In the absence of archives, oral histories have become almost the only means of recovering that era: scattered accounts of crowded evenings, laughter rising in the dark, faces that came to know the world through a white screen. But this memory, however rich, remains fragile and vulnerable to erosion, bound as it is to individuals rather than institutions.

Here lies the paradox: a cinematic experience that extended across multiple Libyan cities now stands against a meagre documentary record, one that does not come close to reflecting its true scale.

The absence of an archive does not mean only the loss of information. It means the loss of an entire context through which social and cultural transformation might be understood. Cinema Lux was not merely a screening hall. It was a space for dialogue, a measure of the city’s openness to the world. When its documents disappear, so too does a part of the city’s own narrative.

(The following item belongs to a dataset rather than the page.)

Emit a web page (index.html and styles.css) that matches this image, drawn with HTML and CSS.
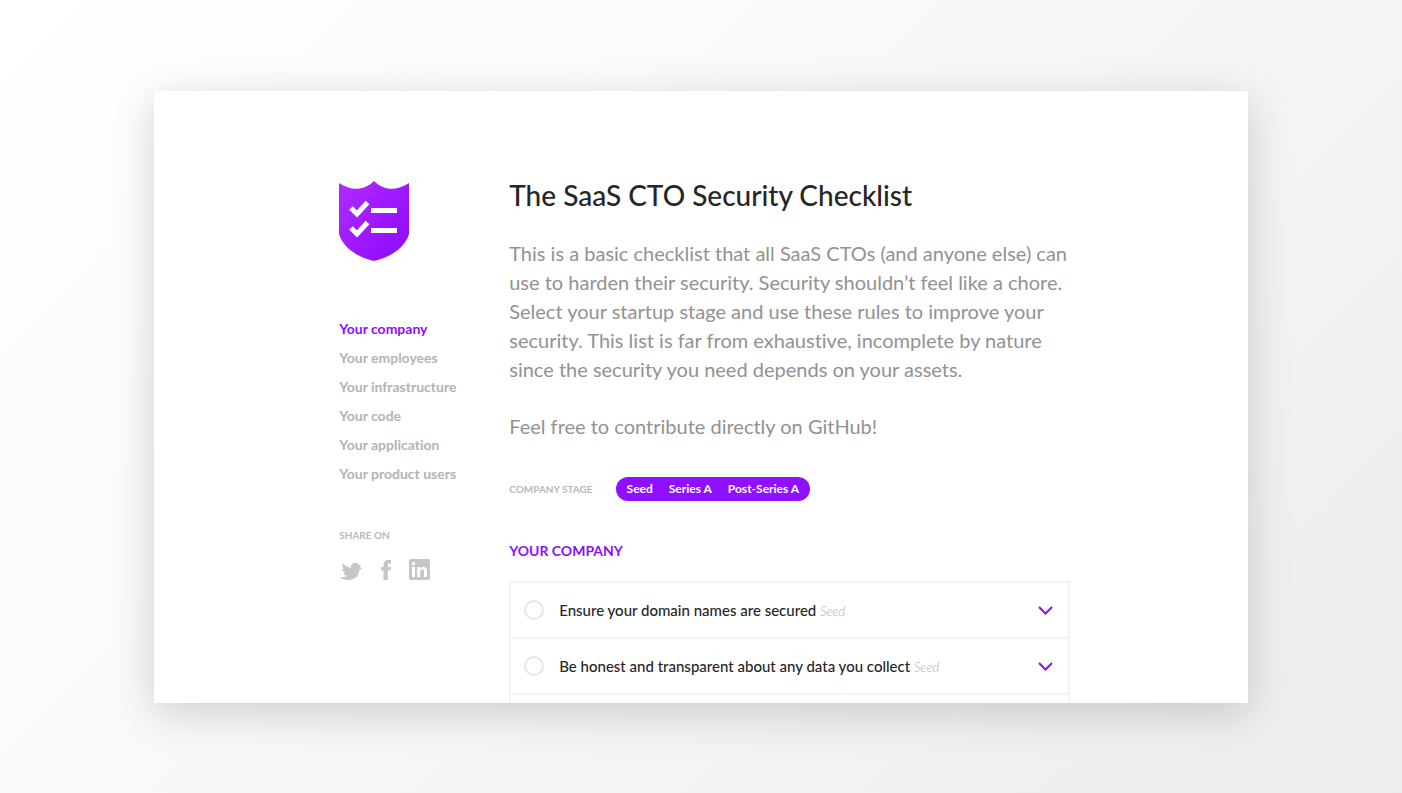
FILE: index.html
```html
<!DOCTYPE html>
<html lang="en">
<head>
<meta charset="utf-8">
<title>The SaaS CTO Security Checklist</title>
<meta name="viewport" content="width=device-width, initial-scale=1">
<link rel="stylesheet" href="styles.css">
</head>
<body>
<div class="card">
  <aside class="sidebar">
    <svg class="logo" viewBox="0 0 70 80" role="img" aria-label="Security checklist">
      <defs><linearGradient id="shield" x1="0" y1="0" x2="1" y2="1"><stop offset="0" stop-color="#b02cff"/><stop offset="1" stop-color="#8c08ff"/></linearGradient></defs>
      <path fill="url(#shield)" d="M0 2C12 10 25 10 35 0C45 10 58 10 70 2V53C66 67 50 77 35 80C20 77 4 67 0 53Z"/>
      <path fill="none" stroke="#fff" stroke-width="5" d="M12 27L18 33L28.500 21.500M12 47L18 53L28.500 41.500M32 29.500H58M32 49.500H58"/>
    </svg>
    <nav class="nav" aria-label="Sections">
      <a class="nav-link active" href="#company">Your company</a>
      <a class="nav-link" href="#employees">Your employees</a>
      <a class="nav-link" href="#infrastructure">Your infrastructure</a>
      <a class="nav-link" href="#code">Your code</a>
      <a class="nav-link" href="#application">Your application</a>
      <a class="nav-link" href="#users">Your product users</a>
    </nav>
    <div class="label">SHARE ON</div>
    <div class="share">
      <a class="share-link twitter" href="#twitter" aria-label="Twitter"><svg viewBox="0 0 22 18"><path d="M2.800 1.200C5 3.800 8.500 5.200 10.800 6C10.800 3 12.500 .8 15 .8C16.800 .8 18.200 1.600 19 3L21 3.600L20 5L22 6.800L19.600 7.800C18.800 14 14.500 18 8.500 18C5 18 2 17 0 15.200C3 15.600 5.500 15 7 13.800C5 13.500 3.800 12.500 3.500 11L5.200 10.800C3.300 10 2.300 8.500 2.300 6.800L4 7C2.300 5.500 2 3 2.800 1.200Z"/></svg></a>
      <a class="share-link facebook" href="#facebook" aria-label="Facebook"><svg viewBox="0 0 10 20"><path d="M2.500 20V10.500H0V7H2.500V4.800C2.500 1.600 4.300 0 7 0H10V3.500H8.300C7.200 3.500 6.800 4 6.800 4.900V7H10L9.500 10.500H6.800V20Z"/></svg></a>
      <a class="share-link linkedin" href="#linkedin" aria-label="LinkedIn"><svg viewBox="0 0 21 21"><rect width="21" height="21" rx="2"/><path fill="#fff" d="M3 8H6V18H3ZM8.200 8H11V9.400C12.800 6.900 18 7.200 18 12V18H15V12.700C15 9.200 11.200 9.600 11.200 12.700V18H8.200Z"/><circle cx="4.500" cy="4.800" r="1.800" fill="#fff"/></svg></a>
    </div>
  </aside>
  <main class="main">
    <h1 class="title">The SaaS CTO Security Checklist</h1>
    <p class="intro">This is a basic checklist that all SaaS CTOs (and anyone else) can<br>use to harden their security. Security shouldn’t feel like a chore.<br>Select your startup stage and use these rules to improve your<br>security. This list is far from exhaustive, incomplete by nature<br>since the security you need depends on your assets.</p>
    <p class="intro">Feel free to contribute directly on GitHub!</p>
    <div class="stage">
      <span class="label">COMPANY STAGE</span>
      <div class="pill">
        <button class="pill-button" type="button">Seed</button>
        <button class="pill-button" type="button">Series A</button>
        <button class="pill-button" type="button">Post-Series A</button>
      </div>
    </div>
    <h2 class="section-title" id="company">YOUR COMPANY</h2>
    <ul class="list">
      <li class="item">
        <input class="check" type="checkbox" id="domains">
        <label class="item-name" for="domains">Ensure your domain names are secured <em class="tag">Seed</em></label>
        <button class="toggle" type="button" aria-label="Show details"><svg viewBox="0 0 15 9"><path d="M1 1L7.500 7.500L14 1"/></svg></button>
      </li>
      <li class="item">
        <input class="check" type="checkbox" id="honest">
        <label class="item-name" for="honest">Be honest and transparent about any data you collect <em class="tag">Seed</em></label>
        <button class="toggle" type="button" aria-label="Show details"><svg viewBox="0 0 15 9"><path d="M1 1L7.500 7.500L14 1"/></svg></button>
      </li>
      <li class="item"></li>
    </ul>
  </main>
</div>
</body>
</html>
```
FILE: styles.css
```css
* { box-sizing: border-box; }

body {
  margin: 0;
  min-height: 100vh;
  padding: 91px 11% 90px;
  background: linear-gradient(135deg, #fff 0%, #fafafa 35%, #ececec 100%);
  font-family: Lato, "Open Sans", sans-serif;
  font-variant-ligatures: none;
  color: #262626;
}

.card {
  display: grid;
  grid-template-columns: 170px minmax(0, 1fr);
  height: calc(100vh - 181px);
  padding: 84px 178px 0 185px;
  overflow: hidden;
  background: #fff;
  box-shadow: 0 10px 40px rgba(0, 0, 0, 0.17);
}

.sidebar { padding-top: 6px; }
.logo { display: block; width: 70px; height: 80px; }

.nav { display: flex; flex-direction: column; margin: 53px 0 37px; }
.nav-link {
  font-size: 14px;
  font-weight: 700;
  line-height: 29px;
  color: #b4b4b4;
  text-decoration: none;
}
.nav-link.active { color: #8c0dff; }

.label { font-size: 10px; font-weight: 700; line-height: 20px; color: #b9b9b9; }

.share { display: flex; align-items: center; margin-top: 14px; }
.share-link { display: block; fill: #c6c6c6; }
.share-link svg { display: block; width: 100%; height: 100%; }
.twitter { width: 22px; height: 18px; margin: 3px 19px 0 1px; }
.facebook { width: 10px; height: 20px; margin-right: 18px; }
.linkedin { width: 21px; height: 21px; }

.title { margin: 0 0 24px; font-size: 28px; font-weight: 500; line-height: 40px; white-space: nowrap; }
.intro { margin: 0 0 28px; font-size: 20px; font-weight: 400; line-height: 29px; color: #929292; white-space: nowrap; }

.stage { display: flex; align-items: center; gap: 23px; margin-top: 36px; }
.pill { display: flex; gap: 16px; padding: 0 11px; border-radius: 12px; background: #8f0fff; }
.pill-button {
  padding: 0;
  border: 0;
  background: none;
  color: #fff;
  font: 700 12px/24px Lato, "Open Sans", sans-serif;
}

.section-title { margin: 40px 0 20px; font-size: 14px; font-weight: 700; line-height: 20px; color: #8c0dff; }

.list { margin: 0; padding: 0; list-style: none; border: 2px solid #f4f4f4; }
.item {
  display: flex;
  align-items: center;
  min-height: 56px;
  padding: 0 15px 0 13px;
  border-bottom: 2px solid #f4f4f4;
}
.check {
  flex: none;
  width: 20px;
  height: 20px;
  margin: 0 15px 0 0;
  appearance: none;
  border: 2px solid #e8e8e8;
  border-radius: 50%;
}
.item-name { flex: 1; font-size: 15px; font-weight: 500; line-height: 24px; white-space: nowrap; }
.tag { font-size: 13px; font-weight: 300; color: #b0b0b0; }
.toggle { padding: 0; border: 0; background: none; }
.toggle svg { display: block; width: 15px; height: 9px; fill: none; stroke: #8c0dff; stroke-width: 2; }
```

This gap does not belong to Cinema Lux alone. It points to a deeper failure in Libya’s cultural archiving, documentation that has been weak or marginalised, whether due to the absence of dedicated institutions or the result of political shifts that reordered priorities at the expense of cultural memory. Cinemas declined, closed, and were converted into shops or abandoned buildings, without their history being recorded or their visual heritage preserved.

Oral memory has been left as the sole surviving source. And yet, as vital as it is, this memory remains fragile, subject to the passage of time and the loss of those who carry it.

The presence of places is not measured only by what physically survives, but by what has been preserved in memory and in documents. Today, the urgent need is to recover this archive: to collect testimonies, to search for scattered photographs, to document what remains of the memory of these spaces. Between what was, and what was never written, Cinema Lux stands as a quiet example of a memory that was never given the chance to endure.